The U.S. OPM had suffered a great setback with a cyber infringement incident reported in 2015. The Office of Personal Management (OPM) data breach had exposed personal information of about 25.7 million Americans. This was believed to be carried out through a malware called Sakula.
In the wake of this incident, a Chinese national was arrested by the Federal Bureau of Investigation (FBI) on August 21. The 36-year old Yu Pingan was held responsible for the spread of this malware.
A sophisticated remote access trojan (RAT), Sakula enabled hackers to remotely access target systems. An advanced persistent threat group (APT19), called Deep Panda, based on China was known to develop it.
However, the Chinese government had dismissed its involvement in the OPM breach. Following the attack, they arrested a handful of suspected hackers within its borders.
Nonetheless, Pingan was found to trace his origin in Shanghai. He had been nabbed while attending a conference in Los Angeles. He was charged with the creation of the Sakula malware.
Yet, it was discovered that he was not the lone person associated with the hack. He was in close contact with two unnamed co-conspirators while the operation was carried out. While Pingan was known as the GoldSun, the alleged co-conspirator (s) went by the name UCC.
An indictment was filed against Pingan on the same day of his arrest in the U.S. District Court for the Southern District of California. He had been imposed with one count of Computer Fraud and Abuse Act.

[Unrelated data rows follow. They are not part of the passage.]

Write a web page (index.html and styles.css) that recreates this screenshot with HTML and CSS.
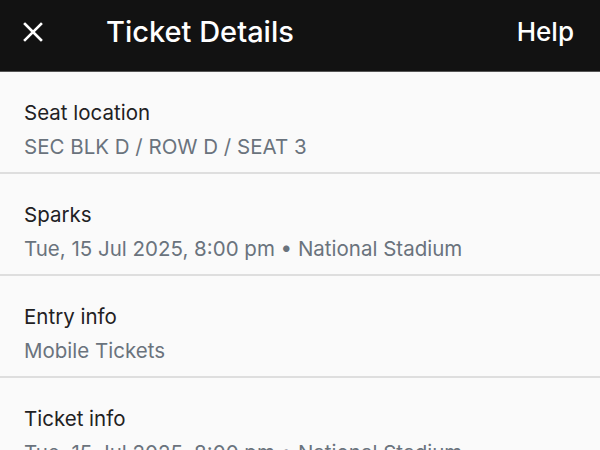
FILE: index.html
```html
<!DOCTYPE html>
<html>
<head>
<meta charset="utf-8">
<link rel="stylesheet" href="styles.css">
</head>
<body>
<header class="topbar">
  <button class="close" aria-label="Close">
    <svg width="20" height="20" viewBox="0 0 20 20"><path d="M2 2 L18 18 M18 2 L2 18" stroke="#fff" stroke-width="2.6" stroke-linecap="square" fill="none"/></svg>
  </button>
  <h1 class="title">Ticket Details</h1>
  <span class="help">Help</span>
</header>
<main class="list">
  <section class="row">
    <div class="label">Seat location</div>
    <div class="value">SEC BLK D / ROW D / SEAT 3</div>
  </section>
  <section class="row">
    <div class="label">Sparks</div>
    <div class="value">Tue, 15 Jul 2025, 8:00 pm • National Stadium</div>
  </section>
  <section class="row">
    <div class="label">Entry info</div>
    <div class="value">Mobile Tickets</div>
  </section>
  <section class="row">
    <div class="label">Ticket info</div>
    <div class="value">Tue, 15 Jul 2025, 8:00 pm • National Stadium</div>
  </section>
</main>
</body>
</html>
```
FILE: styles.css
```css
* { box-sizing: border-box; }
html, body { margin: 0; padding: 0; }
body {
  background: #fafafa;
  font-family: Inter, "Noto Sans", sans-serif;
  overflow: hidden;
}
.topbar {
  height: 72px;
  background: #121212;
  border-bottom: 1px solid #555;
  display: flex;
  align-items: center;
  padding: 0 26px 8px 23px;
  color: #fff;
}
.close {
  background: none;
  border: 0;
  padding: 0;
  width: 20px;
  height: 20px;
  display: flex;
}
.title {
  margin: 0 0 0 63px;
  font-size: 29px;
  font-weight: 500;
  flex: 1;
  letter-spacing: 0;
}
.help {
  font-size: 26px;
  font-weight: 500;
}
.list { display: flex; flex-direction: column; }
.row {
  padding: 28px 24px 0;
  height: 102px;
  border-bottom: 2px solid #dedede;
}
.label {
  font-size: 20.5px;
  line-height: 26px;
  color: #1f2123;
}
.value {
  margin-top: 8px;
  font-size: 20.5px;
  line-height: 26px;
  color: #6a737d;
}
```
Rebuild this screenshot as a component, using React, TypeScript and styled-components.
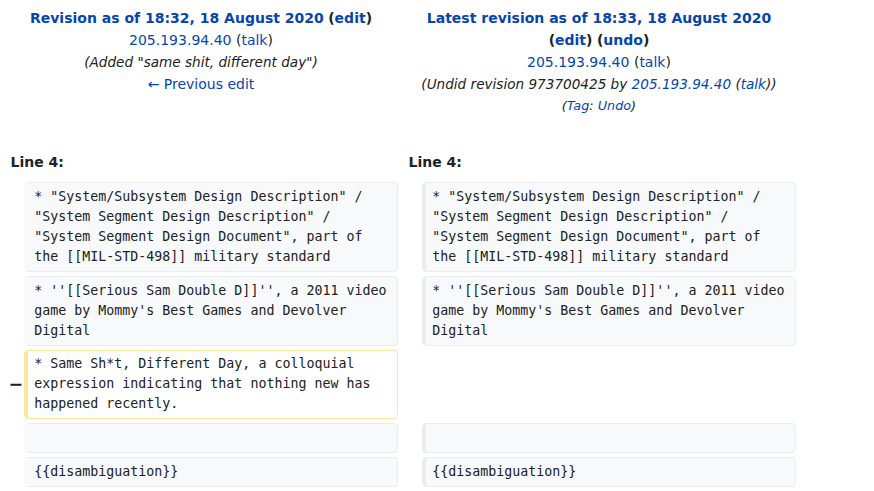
import React from "react";
import styled, { createGlobalStyle, css } from "styled-components";

const GlobalStyle = createGlobalStyle`
  html, body {
    margin: 0;
    padding: 0;
    background: #ffffff;
  }
  body {
    font-family: "DejaVu Sans", "Liberation Sans", sans-serif;
    color: #202122;
  }
`;

const DiffGrid = styled.div`
  display: grid;
  grid-template-columns: 15.6px 374.4px 15.6px 374.4px;
  column-gap: 4px;
  row-gap: 4px;
  padding: 4px;
  width: 792px;
`;

const HeaderCell = styled.div`
  grid-column: span 2;
  text-align: center;
  font-size: 14px;
  line-height: 22px;
  padding: 3px 0 24px;
`;

const HeaderLine = styled.div``;

const Link = styled.a<{ $bold?: boolean }>`
  color: #0645ad;
  text-decoration: none;
  font-weight: ${(p) => (p.$bold ? 700 : 400)};
  cursor: pointer;
`;

const Paren = styled.span<{ $bold?: boolean }>`
  font-weight: ${(p) => (p.$bold ? 700 : 400)};
  color: #202122;
`;

const Comment = styled.span`
  font-style: italic;
  font-size: 13.6px;
  color: #202122;
`;

const TagLine = styled.div`
  font-size: 12.8px;
  font-style: italic;
`;

const LineNo = styled.div`
  grid-column: span 2;
  font-size: 14px;
  font-weight: 700;
  line-height: 22px;
  padding: 6px 0 5px 6.5px;
`;

const Marker = styled.div`
  display: flex;
  align-items: center;
  justify-content: flex-end;
  font-size: 17.5px;
  font-weight: 700;
  color: #202122;
`;

const MarkerGlyph = styled.span`
  margin-right: -3.6px;
`;

type Variant = "contextLeft" | "contextRight" | "deleted";

const variantStyles: Record<Variant, ReturnType<typeof css>> = {
  contextLeft: css`
    background: #f8f9fa;
    border-color: #eaecf0;
    border-left-color: #f8f9fa;
  `,
  contextRight: css`
    background: #f8f9fa;
    border-color: #eaecf0;
  `,
  deleted: css`
    background: #ffffff;
    border-color: #ffe49c;
  `,
};

const Content = styled.div<{ $variant: Variant }>`
  font-family: "DejaVu Sans Mono", "Liberation Mono", monospace;
  font-size: 13.3px;
  line-height: 20px;
  white-space: pre-wrap;
  overflow-wrap: break-word;
  border-style: solid;
  border-width: 1px 1px 1px 4px;
  border-radius: 4.4px;
  padding: 3.9px 6.65px;
  color: #202122;
  ${(p) => variantStyles[p.$variant]}
`;

const Empty = styled.div`
  grid-column: span 2;
`;

const rows: { left: string; right: string | null }[] = [
  {
    left: `* "System/Subsystem Design Description" / "System Segment Design Description" / "System Segment Design Document", part of the [[MIL-STD-498]] military standard`,
    right: `* "System/Subsystem Design Description" / "System Segment Design Description" / "System Segment Design Document", part of the [[MIL-STD-498]] military standard`,
  },
  {
    left: `* ''[[Serious Sam Double D]]'', a 2011 video game by Mommy's Best Games and Devolver Digital`,
    right: `* ''[[Serious Sam Double D]]'', a 2011 video game by Mommy's Best Games and Devolver Digital`,
  },
  {
    left: `* Same Sh*t, Different Day, a colloquial expression indicating that nothing new has happened recently.`,
    right: null,
  },
  { left: "", right: "" },
  { left: "{{disambiguation}}", right: "{{disambiguation}}" },
];

export default function App() {
  return (
    <>
      <GlobalStyle />
      <DiffGrid>
        <HeaderCell>
          <HeaderLine>
            <Link $bold>Revision as of 18:32, 18 August 2020</Link>{" "}
            <Paren $bold>(</Paren>
            <Link $bold>edit</Link>
            <Paren $bold>)</Paren>
          </HeaderLine>
          <HeaderLine>
            <Link>205.193.94.40</Link> <Paren>(</Paren>
            <Link>talk</Link>
            <Paren>)</Paren>
          </HeaderLine>
          <HeaderLine>
            <Comment>(Added "same shit, different day")</Comment>
          </HeaderLine>
          <HeaderLine>
            <Link>← Previous edit</Link>
          </HeaderLine>
        </HeaderCell>
        <HeaderCell>
          <HeaderLine>
            <Link $bold>Latest revision as of 18:33, 18 August 2020</Link>
          </HeaderLine>
          <HeaderLine>
            <Paren $bold>(</Paren>
            <Link $bold>edit</Link>
            <Paren $bold>)</Paren> <Paren $bold>(</Paren>
            <Link $bold>undo</Link>
            <Paren $bold>)</Paren>
          </HeaderLine>
          <HeaderLine>
            <Link>205.193.94.40</Link> <Paren>(</Paren>
            <Link>talk</Link>
            <Paren>)</Paren>
          </HeaderLine>
          <HeaderLine>
            <Comment>
              (Undid revision 973700425 by <Link>205.193.94.40</Link> (
              <Link>talk</Link>))
            </Comment>
          </HeaderLine>
          <TagLine>
            (<Link>Tag</Link>: <Link>Undo</Link>)
          </TagLine>
        </HeaderCell>

        <LineNo>Line 4:</LineNo>
        <LineNo>Line 4:</LineNo>

        {rows.map((row, i) => (
          <React.Fragment key={i}>
            <Marker>
              {row.right === null ? <MarkerGlyph>−</MarkerGlyph> : null}
            </Marker>
            <Content $variant={row.right === null ? "deleted" : "contextLeft"}>
              {row.left === "" ? <br /> : row.left}
            </Content>
            {row.right === null ? (
              <Empty />
            ) : (
              <>
                <Marker />
                <Content $variant="contextRight">
                  {row.right === "" ? <br /> : row.right}
                </Content>
              </>
            )}
          </React.Fragment>
        ))}
      </DiffGrid>
    </>
  );
}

Pingan is also accused of conspiracy to defraud or commit offence against the United States.
The FBI affidavit had detailed the attack. It read: “Defendant Yu and co-conspirators in the PRC [People’s Republic of China] would establish an infrastructure of domain names, IP addresses, accounts with Internet service providers, and websites to facilitate hacks of computer networks operated by companies in the United States and elsewhere. Defendant Yu and co-conspirators in the PRC would use elements of that infrastructure and a variety of techniques, including watering hole attacks, to surreptitiously install or attempt to install files and programs on the computer networks of companies in the United States and elsewhere.”
Although the names of the victimized companies were not revealed, they were supposed to total up to four. These were headquartered in Los Angeles, California; Massachusetts; Arizona; and San Diego, California. The attacks were said to have taken place between 2011 and 2014.
The OPM breach was one of the worst U.S. had faced. It had compromised with personal histories of former and current U.S. government employees or their spouses. The virtual thieves had stolen sensitive data such as the Social Security numbers from security clearance forms of 19.7 million job applicants and government officials. It also included 1.8 million non-applicants that comprised of the spouses and partners of these government servants.